-- Begin SOURCE RECORDS --

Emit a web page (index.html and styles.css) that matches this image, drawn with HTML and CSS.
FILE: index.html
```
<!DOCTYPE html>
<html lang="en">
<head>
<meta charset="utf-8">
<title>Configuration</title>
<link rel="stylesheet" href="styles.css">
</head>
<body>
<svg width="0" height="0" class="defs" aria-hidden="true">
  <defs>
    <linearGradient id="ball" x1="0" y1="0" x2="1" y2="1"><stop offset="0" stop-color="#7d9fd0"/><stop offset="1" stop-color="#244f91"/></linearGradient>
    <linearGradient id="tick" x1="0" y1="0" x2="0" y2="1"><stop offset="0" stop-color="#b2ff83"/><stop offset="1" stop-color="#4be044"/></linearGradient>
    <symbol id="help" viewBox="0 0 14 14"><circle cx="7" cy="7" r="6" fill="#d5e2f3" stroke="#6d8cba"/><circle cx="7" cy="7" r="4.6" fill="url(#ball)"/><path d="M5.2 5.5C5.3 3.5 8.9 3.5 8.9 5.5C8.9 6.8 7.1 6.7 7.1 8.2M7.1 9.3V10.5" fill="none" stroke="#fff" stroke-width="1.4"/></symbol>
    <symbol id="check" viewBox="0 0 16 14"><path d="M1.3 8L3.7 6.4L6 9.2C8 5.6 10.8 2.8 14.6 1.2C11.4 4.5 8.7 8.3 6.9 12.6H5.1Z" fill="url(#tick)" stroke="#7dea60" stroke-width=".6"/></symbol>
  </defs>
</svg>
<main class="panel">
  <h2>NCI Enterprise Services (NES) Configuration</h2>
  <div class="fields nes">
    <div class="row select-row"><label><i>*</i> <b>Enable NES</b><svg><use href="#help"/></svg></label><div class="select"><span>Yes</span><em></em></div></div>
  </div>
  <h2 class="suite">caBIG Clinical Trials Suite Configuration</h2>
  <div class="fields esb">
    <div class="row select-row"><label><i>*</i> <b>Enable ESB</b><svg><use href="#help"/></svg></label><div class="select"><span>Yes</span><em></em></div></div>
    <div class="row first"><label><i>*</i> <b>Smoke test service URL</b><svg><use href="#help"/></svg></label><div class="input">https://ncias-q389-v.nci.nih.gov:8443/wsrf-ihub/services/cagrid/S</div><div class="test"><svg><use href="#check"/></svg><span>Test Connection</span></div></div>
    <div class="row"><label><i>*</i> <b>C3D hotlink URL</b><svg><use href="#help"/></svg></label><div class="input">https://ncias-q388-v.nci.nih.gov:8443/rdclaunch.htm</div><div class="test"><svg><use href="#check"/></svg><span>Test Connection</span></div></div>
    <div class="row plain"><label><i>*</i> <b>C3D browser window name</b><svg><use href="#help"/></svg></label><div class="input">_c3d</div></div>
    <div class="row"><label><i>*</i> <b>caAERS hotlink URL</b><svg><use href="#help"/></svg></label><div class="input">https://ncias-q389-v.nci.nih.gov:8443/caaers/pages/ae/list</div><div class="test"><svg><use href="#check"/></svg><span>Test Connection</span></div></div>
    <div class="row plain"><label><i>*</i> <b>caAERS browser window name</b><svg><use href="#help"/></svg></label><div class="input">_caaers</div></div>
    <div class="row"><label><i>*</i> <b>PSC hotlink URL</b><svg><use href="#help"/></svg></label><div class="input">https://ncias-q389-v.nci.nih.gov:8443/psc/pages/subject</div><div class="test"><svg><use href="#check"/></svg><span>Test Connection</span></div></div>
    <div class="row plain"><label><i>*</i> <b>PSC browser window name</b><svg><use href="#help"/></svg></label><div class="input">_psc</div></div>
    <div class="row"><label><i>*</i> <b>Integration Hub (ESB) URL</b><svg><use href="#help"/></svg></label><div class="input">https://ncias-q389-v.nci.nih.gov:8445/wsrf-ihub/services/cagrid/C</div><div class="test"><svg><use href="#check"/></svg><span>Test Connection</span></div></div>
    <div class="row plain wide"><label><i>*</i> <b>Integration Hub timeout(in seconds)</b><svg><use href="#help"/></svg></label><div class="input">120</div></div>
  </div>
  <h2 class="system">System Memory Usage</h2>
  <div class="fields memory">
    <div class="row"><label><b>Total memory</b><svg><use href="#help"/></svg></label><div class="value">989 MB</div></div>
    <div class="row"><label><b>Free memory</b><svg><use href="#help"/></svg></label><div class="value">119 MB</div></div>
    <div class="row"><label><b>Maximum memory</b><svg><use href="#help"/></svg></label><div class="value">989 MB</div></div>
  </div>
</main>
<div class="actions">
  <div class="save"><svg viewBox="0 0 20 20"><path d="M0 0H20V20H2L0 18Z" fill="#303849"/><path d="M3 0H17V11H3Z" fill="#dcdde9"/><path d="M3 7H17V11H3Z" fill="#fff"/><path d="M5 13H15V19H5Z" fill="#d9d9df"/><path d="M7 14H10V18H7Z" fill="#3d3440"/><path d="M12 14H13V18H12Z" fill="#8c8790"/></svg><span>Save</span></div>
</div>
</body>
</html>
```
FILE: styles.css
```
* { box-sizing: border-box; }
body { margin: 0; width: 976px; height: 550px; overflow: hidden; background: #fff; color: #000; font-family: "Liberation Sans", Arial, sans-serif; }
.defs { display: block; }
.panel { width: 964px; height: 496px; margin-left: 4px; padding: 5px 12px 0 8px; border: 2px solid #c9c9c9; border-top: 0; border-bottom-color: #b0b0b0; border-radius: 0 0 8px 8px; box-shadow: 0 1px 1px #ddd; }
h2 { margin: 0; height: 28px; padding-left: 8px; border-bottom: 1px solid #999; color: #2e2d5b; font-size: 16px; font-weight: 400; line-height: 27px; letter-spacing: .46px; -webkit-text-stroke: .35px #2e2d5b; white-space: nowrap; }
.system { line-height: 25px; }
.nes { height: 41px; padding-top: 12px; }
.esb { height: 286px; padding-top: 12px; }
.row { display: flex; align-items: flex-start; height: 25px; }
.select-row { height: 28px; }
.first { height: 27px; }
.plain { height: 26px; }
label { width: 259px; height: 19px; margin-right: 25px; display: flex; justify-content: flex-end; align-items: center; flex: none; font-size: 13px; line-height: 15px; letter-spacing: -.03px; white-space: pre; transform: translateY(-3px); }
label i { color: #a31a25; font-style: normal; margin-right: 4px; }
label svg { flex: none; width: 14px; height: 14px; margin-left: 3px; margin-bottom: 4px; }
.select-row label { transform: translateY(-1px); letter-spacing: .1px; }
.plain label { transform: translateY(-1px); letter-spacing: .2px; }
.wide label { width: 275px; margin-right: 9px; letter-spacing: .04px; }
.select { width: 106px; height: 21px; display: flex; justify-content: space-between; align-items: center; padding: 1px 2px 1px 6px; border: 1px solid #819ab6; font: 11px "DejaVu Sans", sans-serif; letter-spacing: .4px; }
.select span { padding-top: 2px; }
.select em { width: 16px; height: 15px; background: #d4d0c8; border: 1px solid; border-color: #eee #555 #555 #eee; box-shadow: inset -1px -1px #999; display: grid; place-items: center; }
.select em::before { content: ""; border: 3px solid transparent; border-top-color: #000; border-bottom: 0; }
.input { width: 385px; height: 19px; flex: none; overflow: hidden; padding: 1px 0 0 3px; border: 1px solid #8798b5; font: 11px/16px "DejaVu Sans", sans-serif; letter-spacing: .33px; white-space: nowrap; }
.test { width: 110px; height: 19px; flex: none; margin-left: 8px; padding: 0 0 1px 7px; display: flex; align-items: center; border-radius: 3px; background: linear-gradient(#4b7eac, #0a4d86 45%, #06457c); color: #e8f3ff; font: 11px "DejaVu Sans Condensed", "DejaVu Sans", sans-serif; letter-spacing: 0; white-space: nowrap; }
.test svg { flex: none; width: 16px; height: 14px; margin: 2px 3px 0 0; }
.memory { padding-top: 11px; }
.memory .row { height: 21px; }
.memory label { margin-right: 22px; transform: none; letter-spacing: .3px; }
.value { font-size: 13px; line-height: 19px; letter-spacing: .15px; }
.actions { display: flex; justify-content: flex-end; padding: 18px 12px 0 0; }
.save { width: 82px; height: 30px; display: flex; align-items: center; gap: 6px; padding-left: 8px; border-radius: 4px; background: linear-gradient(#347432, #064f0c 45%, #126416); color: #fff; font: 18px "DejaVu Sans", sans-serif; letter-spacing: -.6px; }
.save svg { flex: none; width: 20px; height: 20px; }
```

-- End SOURCE RECORDS --
-- Begin SOURCE RECORDS --

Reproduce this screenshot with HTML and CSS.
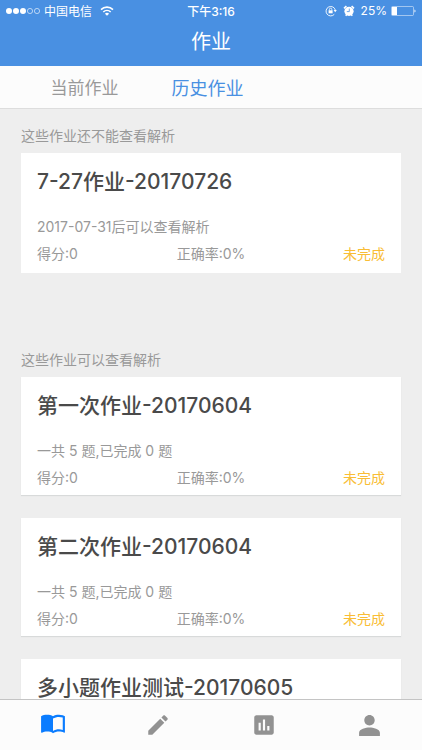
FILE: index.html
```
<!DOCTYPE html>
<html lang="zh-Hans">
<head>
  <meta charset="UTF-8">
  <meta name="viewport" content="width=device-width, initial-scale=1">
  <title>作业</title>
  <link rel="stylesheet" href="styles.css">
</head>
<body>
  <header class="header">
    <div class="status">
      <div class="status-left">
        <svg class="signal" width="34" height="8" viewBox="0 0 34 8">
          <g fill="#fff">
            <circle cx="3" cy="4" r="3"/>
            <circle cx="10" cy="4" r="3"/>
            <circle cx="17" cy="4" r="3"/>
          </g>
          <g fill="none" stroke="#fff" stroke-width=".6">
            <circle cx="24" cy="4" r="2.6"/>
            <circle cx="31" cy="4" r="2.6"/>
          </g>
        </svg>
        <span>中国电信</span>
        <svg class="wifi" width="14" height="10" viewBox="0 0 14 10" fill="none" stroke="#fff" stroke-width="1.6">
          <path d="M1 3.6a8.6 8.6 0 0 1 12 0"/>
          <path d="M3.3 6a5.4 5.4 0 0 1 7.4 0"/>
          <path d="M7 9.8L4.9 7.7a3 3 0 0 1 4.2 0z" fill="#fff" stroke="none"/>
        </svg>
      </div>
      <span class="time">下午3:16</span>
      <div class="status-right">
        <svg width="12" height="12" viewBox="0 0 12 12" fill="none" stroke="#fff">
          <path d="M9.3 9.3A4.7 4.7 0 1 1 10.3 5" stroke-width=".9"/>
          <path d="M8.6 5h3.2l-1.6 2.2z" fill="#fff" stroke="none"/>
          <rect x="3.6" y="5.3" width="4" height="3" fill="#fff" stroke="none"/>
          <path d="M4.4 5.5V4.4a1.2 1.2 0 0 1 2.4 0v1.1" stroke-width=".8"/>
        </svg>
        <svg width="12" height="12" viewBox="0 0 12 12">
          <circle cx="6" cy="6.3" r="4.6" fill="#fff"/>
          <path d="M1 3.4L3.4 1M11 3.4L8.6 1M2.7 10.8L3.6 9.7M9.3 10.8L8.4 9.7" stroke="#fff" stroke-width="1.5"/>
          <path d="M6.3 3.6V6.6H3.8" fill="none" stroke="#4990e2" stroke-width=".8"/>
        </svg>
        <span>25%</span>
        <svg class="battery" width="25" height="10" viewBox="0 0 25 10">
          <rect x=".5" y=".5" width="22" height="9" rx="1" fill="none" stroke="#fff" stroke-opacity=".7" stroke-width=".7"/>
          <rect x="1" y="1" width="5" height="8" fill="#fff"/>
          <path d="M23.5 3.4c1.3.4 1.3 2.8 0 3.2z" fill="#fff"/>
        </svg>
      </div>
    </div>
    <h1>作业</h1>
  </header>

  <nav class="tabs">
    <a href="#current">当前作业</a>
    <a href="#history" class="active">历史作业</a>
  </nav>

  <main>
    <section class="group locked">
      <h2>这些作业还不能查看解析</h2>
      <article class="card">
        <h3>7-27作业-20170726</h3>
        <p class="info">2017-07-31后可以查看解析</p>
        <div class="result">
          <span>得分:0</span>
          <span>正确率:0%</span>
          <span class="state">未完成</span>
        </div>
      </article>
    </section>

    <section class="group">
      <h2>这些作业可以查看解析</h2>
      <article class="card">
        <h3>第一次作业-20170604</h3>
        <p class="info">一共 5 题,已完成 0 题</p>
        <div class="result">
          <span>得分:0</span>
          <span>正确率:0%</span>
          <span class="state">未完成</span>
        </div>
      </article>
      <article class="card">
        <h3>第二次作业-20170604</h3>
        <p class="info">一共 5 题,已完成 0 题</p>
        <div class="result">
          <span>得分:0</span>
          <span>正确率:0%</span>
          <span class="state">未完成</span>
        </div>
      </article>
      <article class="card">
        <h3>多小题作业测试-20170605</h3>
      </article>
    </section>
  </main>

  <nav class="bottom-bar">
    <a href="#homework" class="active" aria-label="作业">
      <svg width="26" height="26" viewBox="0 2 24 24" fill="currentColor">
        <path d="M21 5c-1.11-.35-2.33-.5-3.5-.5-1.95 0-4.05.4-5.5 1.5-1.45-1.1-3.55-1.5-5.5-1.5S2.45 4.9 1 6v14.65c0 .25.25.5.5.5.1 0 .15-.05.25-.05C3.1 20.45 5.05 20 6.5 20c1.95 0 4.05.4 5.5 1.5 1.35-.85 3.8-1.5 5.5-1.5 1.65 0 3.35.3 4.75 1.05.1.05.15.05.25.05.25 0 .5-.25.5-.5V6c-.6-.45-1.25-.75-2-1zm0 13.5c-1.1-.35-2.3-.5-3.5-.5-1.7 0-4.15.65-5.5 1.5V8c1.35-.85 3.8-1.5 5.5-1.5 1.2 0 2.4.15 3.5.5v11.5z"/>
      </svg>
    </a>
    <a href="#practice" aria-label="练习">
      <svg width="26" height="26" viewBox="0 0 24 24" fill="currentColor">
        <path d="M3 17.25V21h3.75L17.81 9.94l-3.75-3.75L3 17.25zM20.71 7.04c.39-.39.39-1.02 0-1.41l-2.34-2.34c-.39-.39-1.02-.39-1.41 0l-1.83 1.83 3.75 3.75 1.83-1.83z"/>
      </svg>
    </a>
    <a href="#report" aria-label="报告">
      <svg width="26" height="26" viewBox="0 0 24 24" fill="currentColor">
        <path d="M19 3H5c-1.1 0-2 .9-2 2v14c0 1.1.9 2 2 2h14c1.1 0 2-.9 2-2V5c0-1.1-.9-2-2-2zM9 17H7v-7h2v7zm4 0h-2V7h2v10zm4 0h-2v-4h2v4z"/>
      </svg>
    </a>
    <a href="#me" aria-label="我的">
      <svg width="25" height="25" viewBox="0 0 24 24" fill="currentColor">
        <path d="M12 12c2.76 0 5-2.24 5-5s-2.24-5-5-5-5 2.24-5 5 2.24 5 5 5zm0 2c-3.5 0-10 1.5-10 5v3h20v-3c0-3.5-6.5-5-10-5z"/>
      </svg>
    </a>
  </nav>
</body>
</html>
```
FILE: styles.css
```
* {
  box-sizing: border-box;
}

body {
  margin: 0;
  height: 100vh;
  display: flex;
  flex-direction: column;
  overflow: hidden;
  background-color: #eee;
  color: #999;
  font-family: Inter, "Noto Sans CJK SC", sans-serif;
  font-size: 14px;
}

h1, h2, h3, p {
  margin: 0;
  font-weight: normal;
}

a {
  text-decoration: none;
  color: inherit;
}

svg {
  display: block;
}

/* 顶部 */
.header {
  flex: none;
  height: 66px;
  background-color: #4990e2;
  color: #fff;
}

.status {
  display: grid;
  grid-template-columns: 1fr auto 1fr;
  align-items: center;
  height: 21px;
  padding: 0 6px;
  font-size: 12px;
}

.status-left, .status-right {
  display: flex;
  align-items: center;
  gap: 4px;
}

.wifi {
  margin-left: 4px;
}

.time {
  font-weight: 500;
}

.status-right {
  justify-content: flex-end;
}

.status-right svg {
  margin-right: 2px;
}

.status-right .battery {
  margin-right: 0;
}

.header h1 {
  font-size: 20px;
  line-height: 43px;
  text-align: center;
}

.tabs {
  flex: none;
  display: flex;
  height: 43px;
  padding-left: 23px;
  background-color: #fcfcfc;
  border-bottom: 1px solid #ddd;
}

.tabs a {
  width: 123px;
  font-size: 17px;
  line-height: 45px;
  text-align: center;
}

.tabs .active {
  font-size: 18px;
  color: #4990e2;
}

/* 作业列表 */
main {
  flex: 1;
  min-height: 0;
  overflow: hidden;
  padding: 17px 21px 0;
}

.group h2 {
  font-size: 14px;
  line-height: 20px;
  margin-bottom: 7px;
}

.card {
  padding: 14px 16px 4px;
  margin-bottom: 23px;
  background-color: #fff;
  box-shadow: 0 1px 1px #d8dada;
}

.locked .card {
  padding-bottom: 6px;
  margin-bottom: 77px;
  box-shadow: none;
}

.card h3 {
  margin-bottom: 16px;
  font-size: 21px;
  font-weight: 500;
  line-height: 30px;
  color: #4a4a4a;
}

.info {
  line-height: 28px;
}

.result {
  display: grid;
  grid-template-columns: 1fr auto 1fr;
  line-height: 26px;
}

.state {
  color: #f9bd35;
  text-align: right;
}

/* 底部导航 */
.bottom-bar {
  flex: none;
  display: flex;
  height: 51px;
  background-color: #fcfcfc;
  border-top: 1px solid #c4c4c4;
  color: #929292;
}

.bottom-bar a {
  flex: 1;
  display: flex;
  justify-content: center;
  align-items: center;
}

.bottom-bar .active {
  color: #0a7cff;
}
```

-- End SOURCE RECORDS --
-- Begin SOURCE RECORDS --

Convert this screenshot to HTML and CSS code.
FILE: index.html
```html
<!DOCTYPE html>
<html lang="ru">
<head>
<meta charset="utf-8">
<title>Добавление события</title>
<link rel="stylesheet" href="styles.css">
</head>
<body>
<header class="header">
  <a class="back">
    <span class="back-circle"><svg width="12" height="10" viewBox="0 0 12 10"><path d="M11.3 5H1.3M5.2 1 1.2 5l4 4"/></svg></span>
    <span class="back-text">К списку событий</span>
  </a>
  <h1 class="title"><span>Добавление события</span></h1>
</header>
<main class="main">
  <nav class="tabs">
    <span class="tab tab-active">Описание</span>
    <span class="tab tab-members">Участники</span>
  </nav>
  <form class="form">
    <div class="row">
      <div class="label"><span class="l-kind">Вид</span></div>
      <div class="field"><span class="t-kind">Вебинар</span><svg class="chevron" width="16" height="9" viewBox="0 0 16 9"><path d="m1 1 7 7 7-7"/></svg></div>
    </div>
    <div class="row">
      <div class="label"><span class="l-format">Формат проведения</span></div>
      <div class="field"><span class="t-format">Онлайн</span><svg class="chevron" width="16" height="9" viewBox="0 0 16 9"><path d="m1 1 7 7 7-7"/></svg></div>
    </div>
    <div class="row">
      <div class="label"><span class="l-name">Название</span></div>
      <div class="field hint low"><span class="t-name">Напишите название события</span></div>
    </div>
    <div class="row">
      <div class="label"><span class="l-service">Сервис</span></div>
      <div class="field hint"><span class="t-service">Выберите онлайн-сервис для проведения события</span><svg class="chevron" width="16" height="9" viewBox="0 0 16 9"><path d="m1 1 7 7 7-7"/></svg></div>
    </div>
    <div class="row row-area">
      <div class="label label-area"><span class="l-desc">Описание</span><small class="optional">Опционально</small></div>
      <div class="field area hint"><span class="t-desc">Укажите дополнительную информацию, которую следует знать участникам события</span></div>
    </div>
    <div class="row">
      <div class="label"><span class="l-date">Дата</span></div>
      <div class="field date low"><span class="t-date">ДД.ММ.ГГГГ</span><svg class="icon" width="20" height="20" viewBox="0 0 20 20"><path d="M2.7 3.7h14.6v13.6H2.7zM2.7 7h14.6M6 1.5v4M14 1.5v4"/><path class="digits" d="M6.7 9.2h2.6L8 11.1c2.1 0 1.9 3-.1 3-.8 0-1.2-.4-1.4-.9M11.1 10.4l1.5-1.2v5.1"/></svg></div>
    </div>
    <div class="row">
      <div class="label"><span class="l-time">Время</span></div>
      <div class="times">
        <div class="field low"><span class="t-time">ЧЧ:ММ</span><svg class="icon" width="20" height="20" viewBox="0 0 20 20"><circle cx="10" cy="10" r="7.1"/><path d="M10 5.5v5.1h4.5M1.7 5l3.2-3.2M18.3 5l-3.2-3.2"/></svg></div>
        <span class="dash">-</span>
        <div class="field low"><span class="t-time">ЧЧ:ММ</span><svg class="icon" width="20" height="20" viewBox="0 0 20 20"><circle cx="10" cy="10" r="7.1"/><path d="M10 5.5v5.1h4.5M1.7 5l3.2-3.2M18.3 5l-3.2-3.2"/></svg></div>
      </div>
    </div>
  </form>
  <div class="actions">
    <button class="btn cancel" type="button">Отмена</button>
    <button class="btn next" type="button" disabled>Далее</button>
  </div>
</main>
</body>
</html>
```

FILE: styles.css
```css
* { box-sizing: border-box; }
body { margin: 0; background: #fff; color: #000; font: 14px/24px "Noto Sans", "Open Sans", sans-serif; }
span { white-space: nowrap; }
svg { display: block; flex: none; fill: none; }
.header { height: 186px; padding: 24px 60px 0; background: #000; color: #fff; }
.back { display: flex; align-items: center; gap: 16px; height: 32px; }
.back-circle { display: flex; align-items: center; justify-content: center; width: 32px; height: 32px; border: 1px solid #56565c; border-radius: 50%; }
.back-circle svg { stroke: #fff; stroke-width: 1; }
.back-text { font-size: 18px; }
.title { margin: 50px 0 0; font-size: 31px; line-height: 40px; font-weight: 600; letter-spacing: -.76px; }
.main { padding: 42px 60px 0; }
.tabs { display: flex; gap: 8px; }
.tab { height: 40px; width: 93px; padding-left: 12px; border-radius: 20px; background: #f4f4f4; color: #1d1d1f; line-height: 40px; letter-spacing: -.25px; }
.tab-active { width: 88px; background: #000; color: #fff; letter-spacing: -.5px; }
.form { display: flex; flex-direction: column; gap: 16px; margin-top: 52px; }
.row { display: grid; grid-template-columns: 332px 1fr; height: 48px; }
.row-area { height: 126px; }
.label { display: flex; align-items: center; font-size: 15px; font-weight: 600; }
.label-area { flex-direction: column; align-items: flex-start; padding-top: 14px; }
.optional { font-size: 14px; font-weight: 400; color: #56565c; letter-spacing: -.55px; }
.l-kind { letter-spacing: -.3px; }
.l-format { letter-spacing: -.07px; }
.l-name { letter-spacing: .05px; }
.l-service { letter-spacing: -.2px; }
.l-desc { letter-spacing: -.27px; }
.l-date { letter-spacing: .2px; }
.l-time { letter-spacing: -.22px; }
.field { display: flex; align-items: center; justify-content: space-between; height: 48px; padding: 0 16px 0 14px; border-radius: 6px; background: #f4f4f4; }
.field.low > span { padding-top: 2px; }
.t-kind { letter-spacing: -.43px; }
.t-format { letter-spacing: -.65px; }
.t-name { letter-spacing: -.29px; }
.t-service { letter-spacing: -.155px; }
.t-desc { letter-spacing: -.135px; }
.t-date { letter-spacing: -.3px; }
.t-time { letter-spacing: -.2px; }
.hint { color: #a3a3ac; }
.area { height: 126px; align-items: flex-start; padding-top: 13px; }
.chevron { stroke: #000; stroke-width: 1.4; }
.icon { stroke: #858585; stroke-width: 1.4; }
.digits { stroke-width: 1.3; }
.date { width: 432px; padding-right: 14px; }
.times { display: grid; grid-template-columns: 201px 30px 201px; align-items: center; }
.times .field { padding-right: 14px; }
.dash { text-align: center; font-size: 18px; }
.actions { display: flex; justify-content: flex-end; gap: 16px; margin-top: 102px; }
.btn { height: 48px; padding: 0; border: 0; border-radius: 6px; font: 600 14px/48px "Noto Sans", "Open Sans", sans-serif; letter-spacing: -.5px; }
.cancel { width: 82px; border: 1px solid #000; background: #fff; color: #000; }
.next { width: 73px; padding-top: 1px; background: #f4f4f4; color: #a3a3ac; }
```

-- End SOURCE RECORDS --

> **GOAL**
Filter out all lines lacking the word "screenshot" and copy the rest.

> **WRITTEN SOLUTION**
Reproduce this screenshot with HTML and CSS.
Convert this screenshot to HTML and CSS code.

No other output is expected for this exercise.